### [DATA SHOWN]
========================
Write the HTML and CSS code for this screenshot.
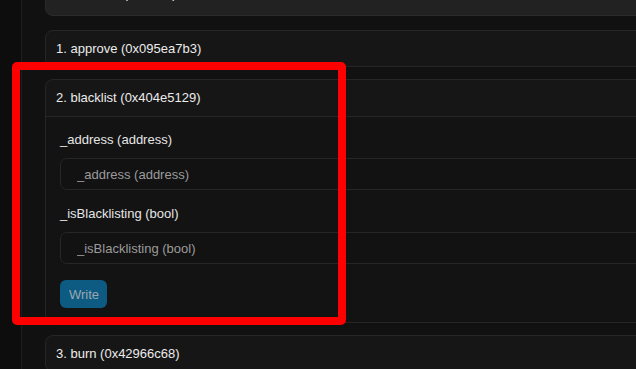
FILE: index.html
```html
<!DOCTYPE html>
<html>
<head>
    <link rel="stylesheet" href="styles.css">
</head>
<body>
    <div class="layout">
        <div class="sidebar"></div>
        <div class="main">
            <div class="topcard">
                <span class="topicon"></span>
                <span class="toptext">Compiler output from the verified source</span>
                <a class="toplink">Read more</a>
            </div>

            <div class="card first">
                <div class="card-head">1. approve (0x095ea7b3)</div>
            </div>

            <div class="card open">
                <div class="card-head">2. blacklist (0x404e5129)</div>
                <div class="card-body">
                    <div class="field">
                        <label class="field-label">_address (address)</label>
                        <input class="field-input" type="text" placeholder="_address (address)">
                    </div>
                    <div class="field">
                        <label class="field-label">_isBlacklisting (bool)</label>
                        <input class="field-input" type="text" placeholder="_isBlacklisting (bool)">
                    </div>
                    <button class="btn-write">Write</button>
                </div>
            </div>

            <div class="card">
                <div class="card-head">3. burn (0x42966c68)</div>
            </div>
        </div>
    </div>

    <!-- annotation drawn over the page -->
    <div class="highlight"></div>
</body>
</html>
```

FILE: styles.css
```css
html, body {
    margin: 0;
    height: 100%;
}
body {
    background: #111111;
    color: #e4e4e4;
    font-family: "Liberation Sans", Arial, sans-serif;
    font-size: 13px;
    overflow: hidden;
}
.layout {
    display: flex;
    height: 100%;
}
.sidebar {
    width: 21px;
    flex: none;
    background: #0d0d0d;
    border-right: 1px solid #1e1e1e;
}
.main {
    flex: none;
    width: 720px;
    padding-left: 23px;
    display: flex;
    flex-direction: column;
}
.main > * {
    flex: none;
}

/* card cut off by the top of the window */
.topcard {
    margin-top: -21px;
    height: 37px;
    box-sizing: border-box;
    background: #222222;
    border: 1px solid #2b2b2b;
    border-radius: 8px;
    display: flex;
    align-items: center;
    padding: 0 11px;
}
.topicon {
    width: 11px;
    height: 11px;
    border-radius: 50%;
    background: #e8e8e8;
    margin-right: 30px;
    position: relative;
    top: -3px;
}
.toptext {
    color: #e4e4e4;
    position: relative;
    top: -4px;
}
.toplink {
    color: #2f8fe6;
    margin-left: 130px;
    position: relative;
    top: -4px;
}

.card {
    background: #161616;
    border: 1px solid #262626;
    border-radius: 8px;
    margin-top: 12px;
}
.card.first {
    margin-top: 14px;
}
.card-head {
    height: 35px;
    line-height: 35px;
    padding: 0 10px;
    color: #ececec;
}
.card.open .card-head {
    height: 36px;
    line-height: 36px;
    border-bottom: 1px solid #262626;
}
.card-body {
    background: #131313;
    border-radius: 0 0 8px 8px;
    padding: 15px 14px 14px;
    display: flex;
    flex-direction: column;
    align-items: flex-start;
}
.field {
    display: flex;
    flex-direction: column;
    align-self: stretch;
    margin-bottom: 16px;
}
.field-label {
    line-height: 16px;
    margin-bottom: 10px;
    color: #e6e6e6;
}
.field-input {
    height: 32px;
    box-sizing: border-box;
    background: #121212;
    border: 1px solid #262626;
    border-radius: 7px;
    padding: 0 16px;
    font-family: "Liberation Sans", Arial, sans-serif;
    font-size: 13px;
    color: #cfcfcf;
    outline: none;
}
.field-input::placeholder {
    color: #9b9b9b;
}
.btn-write {
    height: 28px;
    padding: 0 8px 0 9px;
    background: #0d5b83;
    border: none;
    border-radius: 6px;
    color: #9aa7b0;
    font-family: "Liberation Sans", Arial, sans-serif;
    font-size: 13px;
}

.highlight {
    position: absolute;
    left: 12px;
    top: 62px;
    width: 334px;
    height: 263px;
    box-sizing: border-box;
    border: 8px solid #ff0000;
    border-radius: 5px;
}
```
========================
### [WHAT YOU NEED TO DO]
Restate the full listing verbatim and drop every picture.

### [REPLY TO THE EXERCISE]
Write the HTML and CSS code for this screenshot.
FILE: index.html
```html
<!DOCTYPE html>
<html>
<head>
    <link rel="stylesheet" href="styles.css">
</head>
<body>
    <div class="layout">
        <div class="sidebar"></div>
        <div class="main">
            <div class="topcard">
                <span class="topicon"></span>
                <span class="toptext">Compiler output from the verified source</span>
                <a class="toplink">Read more</a>
            </div>

            <div class="card first">
                <div class="card-head">1. approve (0x095ea7b3)</div>
            </div>

            <div class="card open">
                <div class="card-head">2. blacklist (0x404e5129)</div>
                <div class="card-body">
                    <div class="field">
                        <label class="field-label">_address (address)</label>
                        <input class="field-input" type="text" placeholder="_address (address)">
                    </div>
                    <div class="field">
                        <label class="field-label">_isBlacklisting (bool)</label>
                        <input class="field-input" type="text" placeholder="_isBlacklisting (bool)">
                    </div>
                    <button class="btn-write">Write</button>
                </div>
            </div>

            <div class="card">
                <div class="card-head">3. burn (0x42966c68)</div>
            </div>
        </div>
    </div>

    <!-- annotation drawn over the page -->
    <div class="highlight"></div>
</body>
</html>
```

FILE: styles.css
```css
html, body {
    margin: 0;
    height: 100%;
}
body {
    background: #111111;
    color: #e4e4e4;
    font-family: "Liberation Sans", Arial, sans-serif;
    font-size: 13px;
    overflow: hidden;
}
.layout {
    display: flex;
    height: 100%;
}
.sidebar {
    width: 21px;
    flex: none;
    background: #0d0d0d;
    border-right: 1px solid #1e1e1e;
}
.main {
    flex: none;
    width: 720px;
    padding-left: 23px;
    display: flex;
    flex-direction: column;
}
.main > * {
    flex: none;
}

/* card cut off by the top of the window */
.topcard {
    margin-top: -21px;
    height: 37px;
    box-sizing: border-box;
    background: #222222;
    border: 1px solid #2b2b2b;
    border-radius: 8px;
    display: flex;
    align-items: center;
    padding: 0 11px;
}
.topicon {
    width: 11px;
    height: 11px;
    border-radius: 50%;
    background: #e8e8e8;
    margin-right: 30px;
    position: relative;
    top: -3px;
}
.toptext {
    color: #e4e4e4;
    position: relative;
    top: -4px;
}
.toplink {
    color: #2f8fe6;
    margin-left: 130px;
    position: relative;
    top: -4px;
}

.card {
    background: #161616;
    border: 1px solid #262626;
    border-radius: 8px;
    margin-top: 12px;
}
.card.first {
    margin-top: 14px;
}
.card-head {
    height: 35px;
    line-height: 35px;
    padding: 0 10px;
    color: #ececec;
}
.card.open .card-head {
    height: 36px;
    line-height: 36px;
    border-bottom: 1px solid #262626;
}
.card-body {
    background: #131313;
    border-radius: 0 0 8px 8px;
    padding: 15px 14px 14px;
    display: flex;
    flex-direction: column;
    align-items: flex-start;
}
.field {
    display: flex;
    flex-direction: column;
    align-self: stretch;
    margin-bottom: 16px;
}
.field-label {
    line-height: 16px;
    margin-bottom: 10px;
    color: #e6e6e6;
}
.field-input {
    height: 32px;
    box-sizing: border-box;
    background: #121212;
    border: 1px solid #262626;
    border-radius: 7px;
    padding: 0 16px;
    font-family: "Liberation Sans", Arial, sans-serif;
    font-size: 13px;
    color: #cfcfcf;
    outline: none;
}
.field-input::placeholder {
    color: #9b9b9b;
}
.btn-write {
    height: 28px;
    padding: 0 8px 0 9px;
    background: #0d5b83;
    border: none;
    border-radius: 6px;
    color: #9aa7b0;
    font-family: "Liberation Sans", Arial, sans-serif;
    font-size: 13px;
}

.highlight {
    position: absolute;
    left: 12px;
    top: 62px;
    width: 334px;
    height: 263px;
    box-sizing: border-box;
    border: 8px solid #ff0000;
    border-radius: 5px;
}
```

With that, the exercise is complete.